E pertanto il delitto previsto dall'art. 483 c.p. sussiste qualora l'atto pubblico, nel quale la dichiarazione del privato è stata trasfusa, sia destinato a provare la verità dei fatti attestati e, cioè, quando una norma giuridica obblighi il privato a dichiarare il vero ricollegando specifici effetti all'atto nel quale la sua dichiarazione è stata inserita dal pubblico ufficiale ricevente.

Il dolo specifico del reato di cui all'art. 633 c.p. risulta poi dall’essersi gli imputati introdotti nell'immobile della de cuius per raccogliere notizie, dall’essersi recati presso la Conservatoria dei Registri Immobiliari per verificare l'assenza di denunce successorie, dall’aver occupato l'immobile sostituendo la serratura e comportandosi come proprietari, dalla redazione della falsa scheda testamentaria.

Parimenti rigettato il quinto motivo di impugnazione sulla violazione dell'art. 125 c.p.p. per motivazione apparente perché generico in violazione dell'art. 581 c.p.p., lett. c) e il sesto motivo di ricorso riguardante la conferma della provvisionale a carico degli imputati.

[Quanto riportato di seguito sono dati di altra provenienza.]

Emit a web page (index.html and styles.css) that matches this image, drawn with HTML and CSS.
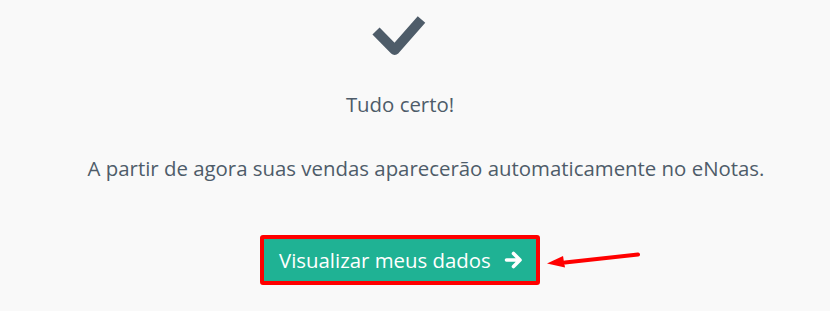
FILE: index.html
```html
<!DOCTYPE html>
<html lang="pt-BR">
<head>
<meta charset="utf-8">
<title>Tudo certo</title>
<link rel="stylesheet" href="styles.css">
</head>
<body>
<main class="page">
  <svg class="check" width="60" height="48" viewBox="0 0 60 48" aria-hidden="true">
    <polyline points="6,19 24.7,38 51.5,7.5" fill="none" stroke="#4e5c69" stroke-width="10" stroke-linejoin="round" stroke-linecap="butt"/>
  </svg>
  <p class="title">Tudo certo!</p>
  <p class="message">A partir de agora suas vendas aparecerão automaticamente no eNotas.</p>
  <div class="action">
    <a class="btn" href="#">
      <span>Visualizar meus dados</span>
      <svg class="btn-icon" width="18" height="18" viewBox="0 0 18 18" aria-hidden="true">
        <path d="M2.5 9 H15 M9.5 2.5 L16 9 L9.5 15.5" fill="none" stroke="#fff" stroke-width="3.6" stroke-linecap="round" stroke-linejoin="round"/>
      </svg>
    </a>
    <svg class="annotation" width="110" height="30" viewBox="0 0 110 30" aria-hidden="true">
      <line x1="18" y1="10.5" x2="91" y2="2.5" stroke="#ff0000" stroke-width="4" stroke-linecap="round"/>
      <polygon points="0,11.5 16,4 18,15.5" fill="#ff0000"/>
    </svg>
  </div>
</main>
</body>
</html>
```

FILE: styles.css
```css
html, body {
  margin: 0;
  padding: 0;
  background: #f9f9f9;
}

body {
  font-family: "Open Sans", "Noto Sans", sans-serif;
  font-size: 20.4px;
  color: #4e5c69;
}

.page {
  width: 800px;
  display: flex;
  flex-direction: column;
  align-items: center;
  padding-top: 12px;
}

.check {
  display: block;
}

.title {
  margin: 30px 0 0;
  line-height: 28px;
}

.message {
  margin: 36px 0 0;
  padding-left: 52px;
  line-height: 28px;
}

.action {
  position: relative;
  margin-top: 53px;
}

.btn {
  display: flex;
  align-items: center;
  gap: 13px;
  box-sizing: border-box;
  width: 280px;
  height: 50px;
  padding: 0 0 1px 15px;
  background: #1fb294;
  border: 4px solid #ff0000;
  border-radius: 3px;
  color: #fff;
  text-decoration: none;
  font-size: 20.4px;
}

.btn-icon {
  display: block;
}

.annotation {
  position: absolute;
  left: 287px;
  top: 17px;
}
```
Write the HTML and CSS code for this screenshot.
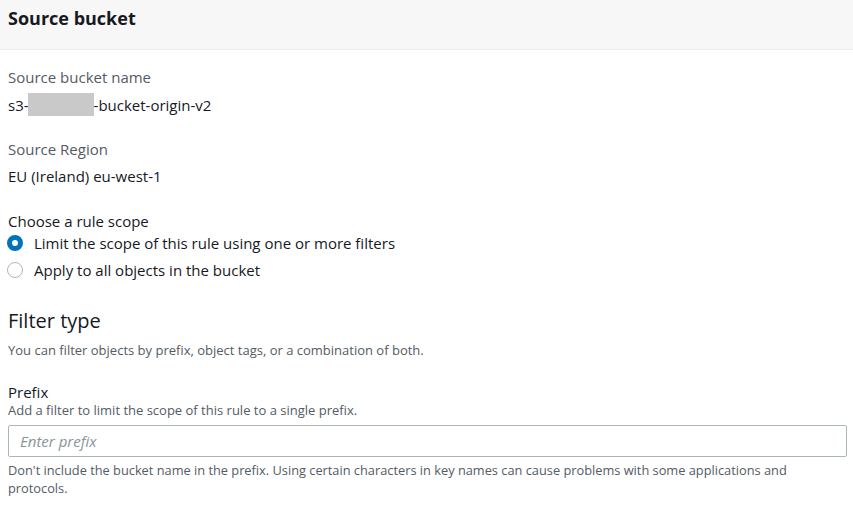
FILE: index.html
```html
<!DOCTYPE html>
<html>
<head>
<meta charset="utf-8">
<link rel="stylesheet" href="styles.css">
</head>
<body>
<div class="panel">
  <div class="panel-header"><h2>Source bucket</h2></div>
  <div class="panel-body">
    <div class="kv">
      <div class="kv-label">Source bucket name</div>
      <div class="kv-value">s3-<span class="redact"></span>-bucket-origin-v2</div>
    </div>
    <div class="kv">
      <div class="kv-label">Source Region</div>
      <div class="kv-value">EU (Ireland) eu-west-1</div>
    </div>
    <div class="field">
      <div class="field-label">Choose a rule scope</div>
      <label class="radio"><span class="radio-dot checked"></span>Limit the scope of this rule using one or more filters</label>
      <label class="radio"><span class="radio-dot"></span>Apply to all objects in the bucket</label>
    </div>
    <h3 class="section-title">Filter type</h3>
    <p class="section-desc">You can filter objects by prefix, object tags, or a combination of both.</p>
    <div class="field prefix">
      <div class="field-label">Prefix</div>
      <div class="field-desc">Add a filter to limit the scope of this rule to a single prefix.</div>
      <div class="input"><span class="placeholder">Enter prefix</span></div>
      <div class="hint">Don't include the bucket name in the prefix. Using certain characters in key names can cause problems with some applications and protocols.</div>
    </div>
  </div>
</div>
</body>
</html>
```

FILE: styles.css
```css
* { box-sizing: border-box; }
html, body { margin: 0; padding: 0; background: #fff; }
body {
  font-family: "Open Sans", "Noto Sans", sans-serif;
  color: #16191f;
  font-size: 15px;
}
.panel-header {
  background: #f7f7f7;
  border-bottom: 1px solid #eaeded;
  height: 50px;
  padding: 6px 8px 0;
}
.panel-header h2 {
  margin: 0;
  font-size: 18px;
  font-weight: 700;
  line-height: 24px;
}
.panel-body {
  padding: 17px 6px 0 8px;
}
.kv { margin-bottom: 23px; }
.kv-label {
  color: #545b64;
  line-height: 20px;
  margin-bottom: 6px;
}
.kv-value {
  line-height: 22px;
  display: flex;
  align-items: center;
}
.redact {
  display: inline-block;
  width: 66px;
  height: 23px;
  background: #c9c9c9;
  margin-left: -1px;
}
.field { display: flex; flex-direction: column; }
.field-label { line-height: 16px; margin-top: 3px; }
.radio {
  display: flex;
  align-items: center;
  gap: 11px;
  line-height: 20px;
  height: 27px;
}
.radio-dot {
  width: 16px;
  height: 16px;
  border-radius: 50%;
  border: 1px solid #aab7b8;
  background: #fff;
  flex: none;
  margin-left: -1px;
}
.radio-dot.checked {
  border: 5px solid #0073bb;
}
.section-title {
  margin: 25px 0 0;
  font-size: 20px;
  font-weight: 400;
  line-height: 26px;
}
.section-desc {
  margin: 8px 0 0;
  font-size: 13px;
  color: #545b64;
  line-height: 17px;
}
.prefix .field-label { margin-top: 23px; line-height: 20px; }
.field-desc {
  font-size: 13px;
  color: #545b64;
  line-height: 17px;
}
.input {
  margin-top: 6px;
  height: 32px;
  border: 1px solid #aab7b8;
  border-radius: 2px;
  display: flex;
  align-items: center;
  padding: 0 11px;
}
.placeholder {
  color: #879596;
  font-style: italic;
}
.hint {
  margin-top: 4px;
  font-size: 12.8px;
  color: #545b64;
  line-height: 18px;
}
```
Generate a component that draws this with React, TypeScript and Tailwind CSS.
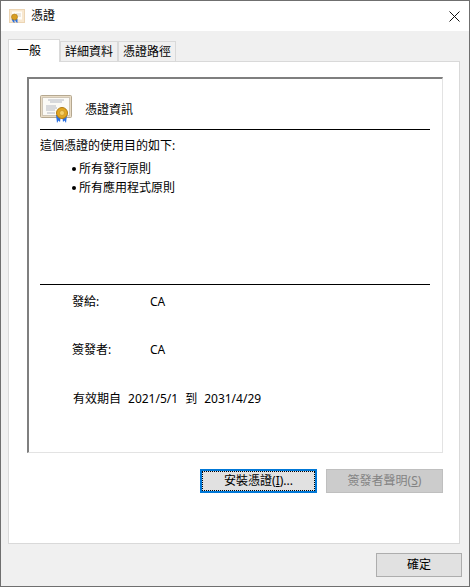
import React from 'react';

const font = 'font-["Noto_Sans","Noto_Sans_CJK_TC","Liberation_Sans",sans-serif]';

const CertIcon = () => (
  <svg viewBox="0 0 32 28" className="w-[32px] h-[28px]">
    <rect x="0.5" y="0.5" width="31" height="22" rx="1" fill="#e9dcc6" stroke="#b5a890" />
    <rect x="2.5" y="2.5" width="27" height="18" fill="#fbfaf6" stroke="#cfc6b6" />
    <path d="M8 5h16M10 7h12M6 11h10M6 13h11M6 15h9M7 18h8" stroke="#b4b8c2" strokeWidth="1" fill="none" />
    <path d="M16 20h5l-1 7-1.500-1.500L17 28zM22 20h5l-1 8-1.500-2.500L23 27z" fill="#2a6fe0" />
    <circle cx="22" cy="18" r="5.500" fill="#e2a721" stroke="#b07a12" />
    <circle cx="22" cy="18" r="2.500" fill="#f6d065" stroke="#bd8a1e" strokeWidth="0.6" />
  </svg>
);

const SmallCertIcon = () => (
  <svg viewBox="0 0 16 14" className="w-[16px] h-[14px]">
    <rect x="0.5" y="0.5" width="15" height="13" fill="#f8e8d0" stroke="#ecd5b4" />
    <rect x="3" y="2.500" width="10" height="8" fill="#fffdf9" />
    <path d="M7 5h5M7 7h5" stroke="#d9d2c6" strokeWidth="1" fill="none" />
    <path d="M2.500 10h3v4l-1.500-1zM5.500 10h3v4l-1.500-1z" fill="#2a6fe0" />
    <circle cx="5.500" cy="8" r="3" fill="#d99e22" stroke="#a97713" strokeWidth="0.6" />
  </svg>
);

const Tab = ({ label }: { label: string }) => (
  <div className="w-[58px] h-[20px] border border-b-0 border-[#d9d9d9] bg-[#f0f0f0] flex items-center justify-center leading-none">
    {label}
  </div>
);

const Bullet = ({ label }: { label: string }) => (
  <li className="leading-[14px] flex items-center">
    <span className="w-[4px] h-[4px] rounded-full bg-black mr-[3px]" />
    {label}
  </li>
);

export default function App() {
  return (
    <div className={`${font} w-[470px] h-[587px] border border-[#6f6f6f] bg-[#f0f0f0] flex flex-col text-[12px] text-black`}>
      {/* Title bar */}
      <div className="h-[30px] bg-white flex items-center pl-[8px] shrink-0">
        <SmallCertIcon />
        <span className="ml-[6px] leading-none">憑證</span>
        <svg viewBox="0 0 11 11" className="w-[11px] h-[11px] ml-auto mr-[9px]">
          <path d="M0.500 0.500L10.500 10.500M10.500 0.500L0.500 10.500" stroke="#111" strokeWidth="1" fill="none" />
        </svg>
      </div>

      {/* Tabs */}
      <div className="flex items-end pl-[7px] h-[30px] shrink-0 relative z-10">
        <div className="w-[52px] h-[23px] -mb-px border border-b-0 border-[#d9d9d9] bg-white flex items-center pl-[8px] pb-[1px] leading-none">
          一般
        </div>
        <Tab label="詳細資料" />
        <Tab label="憑證路徑" />
      </div>

      {/* Tab panel */}
      <div className="ml-[7px] w-[452px] h-[483px] bg-white border border-[#d9d9d9] pt-[15px] pl-[18px] shrink-0 flex flex-col">
        <div className="w-[416px] h-[376px] border-t-2 border-l-2 border-t-[#7f7f7f] border-l-[#7f7f7f] border-r border-b border-r-[#e3e3e3] border-b-[#e3e3e3] pl-[11px] pr-[12px] flex flex-col shrink-0">
          <div className="h-[51px] flex items-center border-b border-black pt-[10px] shrink-0">
            <CertIcon />
            <span className="ml-[13px] pt-[2px] leading-none">憑證資訊</span>
          </div>
          <div className="h-[155px] border-b border-black shrink-0 pt-[9px]">
            <p className="leading-[14px]">這個憑證的使用目的如下:</p>
            <ul className="mt-[9px] pl-[32px] flex flex-col gap-[5px]">
              <Bullet label="所有發行原則" />
              <Bullet label="所有應用程式原則" />
            </ul>
          </div>
          <div className="pl-[32px] pt-[10px] flex flex-col">
            <div className="flex leading-[14px]">
              <span className="w-[78px]">發給:</span>
              <span>CA</span>
            </div>
            <div className="flex leading-[14px] mt-[34px]">
              <span className="w-[78px]">簽發者:</span>
              <span>CA</span>
            </div>
            <div className="flex gap-[7px] leading-[14px] mt-[35px] pl-[1px]">
              <span>有效期自</span>
              <span>2021/5/1</span>
              <span>到</span>
              <span>2031/4/29</span>
            </div>
          </div>
        </div>

        {/* Panel buttons */}
        <div className="flex justify-end gap-[9px] mt-[16px] w-[416px]">
          <button className="w-[117px] h-[24px] border-2 border-[#0078d7] bg-[#e1e1e1] p-0 flex items-center justify-center">
            <span className="w-[113px] h-[20px] border border-dotted border-black flex items-center justify-center leading-none">
              安裝憑證(<span className="underline">I</span>)...
            </span>
          </button>
          <button className="w-[117px] h-[24px] border border-[#bfbfbf] bg-[#cccccc] text-[#838383] flex items-center justify-center leading-none">
            簽發者聲明(<span className="underline">S</span>)
          </button>
        </div>
      </div>

      {/* Footer */}
      <div className="flex justify-end pr-[7px] pt-[9px]">
        <button className="w-[86px] h-[24px] border border-[#adadad] bg-[#e1e1e1] flex items-center justify-center leading-none">
          確定
        </button>
      </div>
    </div>
  );
}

Le autocertificazioni impongono l’obbligo di dichiarare il vero

La punibilità di chi presenta un testamento falso ai sensi dell’art. 483 cp è motivata dal fatto che esso si accompagna alla presentazione della relativa dichiarazione di successione presso l’Agenzia delle Entrate. Sebbene tale dichiarazione sia compilata dal privato, la natura di tale atto è pubblica e non privata poiché contiene autocertificazioni che impongono al dichiarante di affermare il vero.

La tutela civile contro il testamento falso

Oltre alle conseguenze di carattere penale, la pubblicazione di un testamento falso può esporre al rischio di azioni giudiziarie in sede civile da parte degli eredi pretermessi.

In questo caso, essi avranno titolo per richiedere una sentenza di annullamento, o per proporre una domanda volta alla dichiarazione di nullità delle clausole ritenute false.